*Task brief:* Copy whichever lines contain the string "this".

• • • • • • •

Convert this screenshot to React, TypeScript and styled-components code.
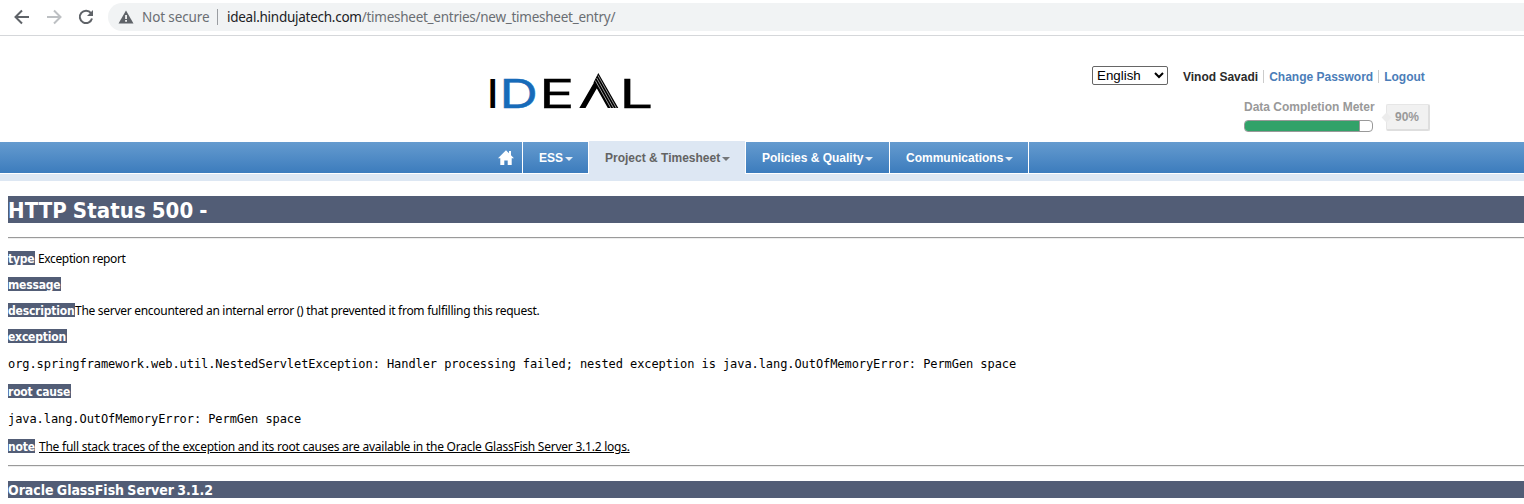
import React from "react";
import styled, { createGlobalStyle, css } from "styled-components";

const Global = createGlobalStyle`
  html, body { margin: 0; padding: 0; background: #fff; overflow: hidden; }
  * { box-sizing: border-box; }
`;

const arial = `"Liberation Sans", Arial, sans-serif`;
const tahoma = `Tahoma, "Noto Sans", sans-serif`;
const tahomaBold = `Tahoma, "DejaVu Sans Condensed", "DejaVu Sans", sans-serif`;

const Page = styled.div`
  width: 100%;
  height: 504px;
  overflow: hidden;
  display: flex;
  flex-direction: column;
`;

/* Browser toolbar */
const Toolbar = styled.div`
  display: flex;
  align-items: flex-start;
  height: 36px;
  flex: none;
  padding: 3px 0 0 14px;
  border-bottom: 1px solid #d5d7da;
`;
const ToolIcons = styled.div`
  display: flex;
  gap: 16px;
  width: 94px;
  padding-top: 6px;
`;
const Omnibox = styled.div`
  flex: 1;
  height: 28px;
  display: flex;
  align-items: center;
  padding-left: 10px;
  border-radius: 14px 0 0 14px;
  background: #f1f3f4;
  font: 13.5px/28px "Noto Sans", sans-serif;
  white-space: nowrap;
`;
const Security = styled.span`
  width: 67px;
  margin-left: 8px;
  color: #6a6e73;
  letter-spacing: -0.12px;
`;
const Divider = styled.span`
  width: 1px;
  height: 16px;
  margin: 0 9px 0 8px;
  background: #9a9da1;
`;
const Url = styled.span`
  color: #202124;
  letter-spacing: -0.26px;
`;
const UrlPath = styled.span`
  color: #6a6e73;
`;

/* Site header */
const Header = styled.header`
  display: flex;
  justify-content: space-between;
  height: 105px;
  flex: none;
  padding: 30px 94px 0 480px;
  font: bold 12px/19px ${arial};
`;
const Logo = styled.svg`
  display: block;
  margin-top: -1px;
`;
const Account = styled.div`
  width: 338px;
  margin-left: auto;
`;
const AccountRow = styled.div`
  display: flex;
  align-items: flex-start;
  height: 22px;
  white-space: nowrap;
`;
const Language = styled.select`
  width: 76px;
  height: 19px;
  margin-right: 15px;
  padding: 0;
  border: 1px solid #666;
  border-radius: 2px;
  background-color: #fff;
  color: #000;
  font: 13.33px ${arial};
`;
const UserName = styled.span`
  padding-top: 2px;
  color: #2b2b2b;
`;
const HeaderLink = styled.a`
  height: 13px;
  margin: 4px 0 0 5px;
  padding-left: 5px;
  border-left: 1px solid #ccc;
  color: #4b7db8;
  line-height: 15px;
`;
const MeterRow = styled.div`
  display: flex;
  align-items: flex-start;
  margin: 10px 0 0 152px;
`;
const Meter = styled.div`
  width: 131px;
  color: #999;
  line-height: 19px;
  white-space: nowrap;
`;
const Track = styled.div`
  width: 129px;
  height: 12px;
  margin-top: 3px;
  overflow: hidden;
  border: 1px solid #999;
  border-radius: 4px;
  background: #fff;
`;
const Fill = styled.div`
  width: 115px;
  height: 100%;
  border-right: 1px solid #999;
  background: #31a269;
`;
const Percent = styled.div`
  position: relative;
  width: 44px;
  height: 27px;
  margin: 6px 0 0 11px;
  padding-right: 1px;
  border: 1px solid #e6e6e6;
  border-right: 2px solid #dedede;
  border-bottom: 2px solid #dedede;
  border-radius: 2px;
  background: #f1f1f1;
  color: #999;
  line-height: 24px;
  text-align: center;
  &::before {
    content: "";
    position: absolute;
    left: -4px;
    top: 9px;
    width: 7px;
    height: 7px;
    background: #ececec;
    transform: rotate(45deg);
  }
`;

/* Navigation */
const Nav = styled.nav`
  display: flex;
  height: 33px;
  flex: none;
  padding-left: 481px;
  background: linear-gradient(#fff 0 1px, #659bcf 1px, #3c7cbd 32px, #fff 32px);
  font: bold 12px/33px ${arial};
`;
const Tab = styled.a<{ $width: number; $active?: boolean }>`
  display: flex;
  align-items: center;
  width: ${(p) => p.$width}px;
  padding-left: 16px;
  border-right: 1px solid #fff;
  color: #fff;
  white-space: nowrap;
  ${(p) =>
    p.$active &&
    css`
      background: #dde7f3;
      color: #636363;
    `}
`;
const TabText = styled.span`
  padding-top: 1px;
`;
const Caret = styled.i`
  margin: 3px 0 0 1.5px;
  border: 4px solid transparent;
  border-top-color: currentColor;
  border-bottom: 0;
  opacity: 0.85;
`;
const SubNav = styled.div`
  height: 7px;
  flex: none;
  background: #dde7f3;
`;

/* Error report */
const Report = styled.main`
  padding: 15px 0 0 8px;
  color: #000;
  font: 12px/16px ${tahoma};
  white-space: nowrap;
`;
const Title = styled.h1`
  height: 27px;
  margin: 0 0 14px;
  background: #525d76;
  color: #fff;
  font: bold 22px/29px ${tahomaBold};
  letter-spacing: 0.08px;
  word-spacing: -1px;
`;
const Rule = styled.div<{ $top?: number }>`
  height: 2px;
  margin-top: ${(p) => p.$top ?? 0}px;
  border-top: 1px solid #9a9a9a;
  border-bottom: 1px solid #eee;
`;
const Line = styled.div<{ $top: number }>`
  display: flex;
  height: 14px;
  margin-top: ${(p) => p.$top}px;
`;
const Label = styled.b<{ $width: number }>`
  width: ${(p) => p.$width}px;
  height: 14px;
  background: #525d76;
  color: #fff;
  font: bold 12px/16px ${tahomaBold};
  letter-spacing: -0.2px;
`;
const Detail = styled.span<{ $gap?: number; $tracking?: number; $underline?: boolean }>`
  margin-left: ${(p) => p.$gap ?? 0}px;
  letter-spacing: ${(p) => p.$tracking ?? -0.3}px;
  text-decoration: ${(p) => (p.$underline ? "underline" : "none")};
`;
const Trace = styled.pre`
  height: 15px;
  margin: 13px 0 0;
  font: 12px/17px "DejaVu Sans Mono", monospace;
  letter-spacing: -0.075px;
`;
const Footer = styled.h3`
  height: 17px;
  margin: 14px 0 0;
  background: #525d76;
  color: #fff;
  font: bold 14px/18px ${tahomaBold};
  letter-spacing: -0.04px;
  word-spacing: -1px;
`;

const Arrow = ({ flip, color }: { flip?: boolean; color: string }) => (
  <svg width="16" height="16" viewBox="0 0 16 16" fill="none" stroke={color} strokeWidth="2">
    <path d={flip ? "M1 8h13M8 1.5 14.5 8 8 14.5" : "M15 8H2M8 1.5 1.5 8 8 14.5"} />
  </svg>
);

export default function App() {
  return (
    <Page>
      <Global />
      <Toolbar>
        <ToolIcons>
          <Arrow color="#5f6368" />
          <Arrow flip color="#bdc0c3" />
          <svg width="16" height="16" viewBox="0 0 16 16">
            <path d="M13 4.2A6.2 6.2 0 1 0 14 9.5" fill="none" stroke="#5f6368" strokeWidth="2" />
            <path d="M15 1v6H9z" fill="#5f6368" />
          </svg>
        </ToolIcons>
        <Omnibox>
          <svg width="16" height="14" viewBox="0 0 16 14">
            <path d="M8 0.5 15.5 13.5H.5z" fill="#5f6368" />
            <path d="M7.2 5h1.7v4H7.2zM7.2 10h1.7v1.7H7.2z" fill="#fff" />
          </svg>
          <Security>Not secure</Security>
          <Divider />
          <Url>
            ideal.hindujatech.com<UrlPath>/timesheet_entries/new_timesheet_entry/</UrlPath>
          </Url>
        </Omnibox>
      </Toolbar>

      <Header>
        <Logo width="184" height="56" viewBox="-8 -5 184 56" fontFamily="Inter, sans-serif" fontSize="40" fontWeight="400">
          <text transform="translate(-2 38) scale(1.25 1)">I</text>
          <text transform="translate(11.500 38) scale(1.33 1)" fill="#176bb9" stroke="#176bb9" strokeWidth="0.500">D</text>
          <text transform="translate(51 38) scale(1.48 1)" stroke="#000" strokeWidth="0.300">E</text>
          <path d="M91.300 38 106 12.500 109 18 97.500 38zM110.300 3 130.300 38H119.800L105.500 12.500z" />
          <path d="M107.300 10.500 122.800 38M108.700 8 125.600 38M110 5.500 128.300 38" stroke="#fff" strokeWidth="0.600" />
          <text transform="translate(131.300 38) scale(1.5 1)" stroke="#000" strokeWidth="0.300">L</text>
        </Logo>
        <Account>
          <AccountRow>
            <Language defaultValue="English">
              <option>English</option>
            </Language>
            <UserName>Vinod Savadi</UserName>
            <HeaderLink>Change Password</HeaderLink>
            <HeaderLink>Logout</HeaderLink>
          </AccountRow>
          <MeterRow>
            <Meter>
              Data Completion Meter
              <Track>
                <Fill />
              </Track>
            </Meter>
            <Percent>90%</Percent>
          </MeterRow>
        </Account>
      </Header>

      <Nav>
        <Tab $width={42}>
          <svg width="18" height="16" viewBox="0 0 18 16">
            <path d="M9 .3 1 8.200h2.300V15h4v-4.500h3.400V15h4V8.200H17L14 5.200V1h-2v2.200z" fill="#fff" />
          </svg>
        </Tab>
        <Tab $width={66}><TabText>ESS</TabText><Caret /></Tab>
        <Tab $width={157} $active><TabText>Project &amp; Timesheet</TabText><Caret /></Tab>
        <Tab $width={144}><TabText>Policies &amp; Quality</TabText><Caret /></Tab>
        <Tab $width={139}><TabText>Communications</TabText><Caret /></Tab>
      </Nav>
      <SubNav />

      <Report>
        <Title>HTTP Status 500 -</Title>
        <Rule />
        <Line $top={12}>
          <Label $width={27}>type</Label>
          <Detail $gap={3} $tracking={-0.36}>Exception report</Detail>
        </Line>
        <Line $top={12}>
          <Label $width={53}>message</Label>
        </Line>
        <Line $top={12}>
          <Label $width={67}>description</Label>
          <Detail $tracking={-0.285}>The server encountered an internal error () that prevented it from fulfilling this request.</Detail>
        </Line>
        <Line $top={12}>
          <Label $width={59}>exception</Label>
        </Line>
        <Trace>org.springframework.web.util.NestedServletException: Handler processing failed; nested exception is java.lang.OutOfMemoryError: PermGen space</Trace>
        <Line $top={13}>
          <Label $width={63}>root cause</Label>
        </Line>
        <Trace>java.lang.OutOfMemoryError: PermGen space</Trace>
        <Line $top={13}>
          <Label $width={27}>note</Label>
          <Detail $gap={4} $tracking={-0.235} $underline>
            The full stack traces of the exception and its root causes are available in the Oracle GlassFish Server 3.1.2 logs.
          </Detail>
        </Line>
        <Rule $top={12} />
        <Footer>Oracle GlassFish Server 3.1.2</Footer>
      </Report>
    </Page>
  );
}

• • • • • • •

*Result of the task:*
Convert this screenshot to React, TypeScript and styled-components code.
          <Detail $tracking={-0.285}>The server encountered an internal error () that prevented it from fulfilling this request.</Detail>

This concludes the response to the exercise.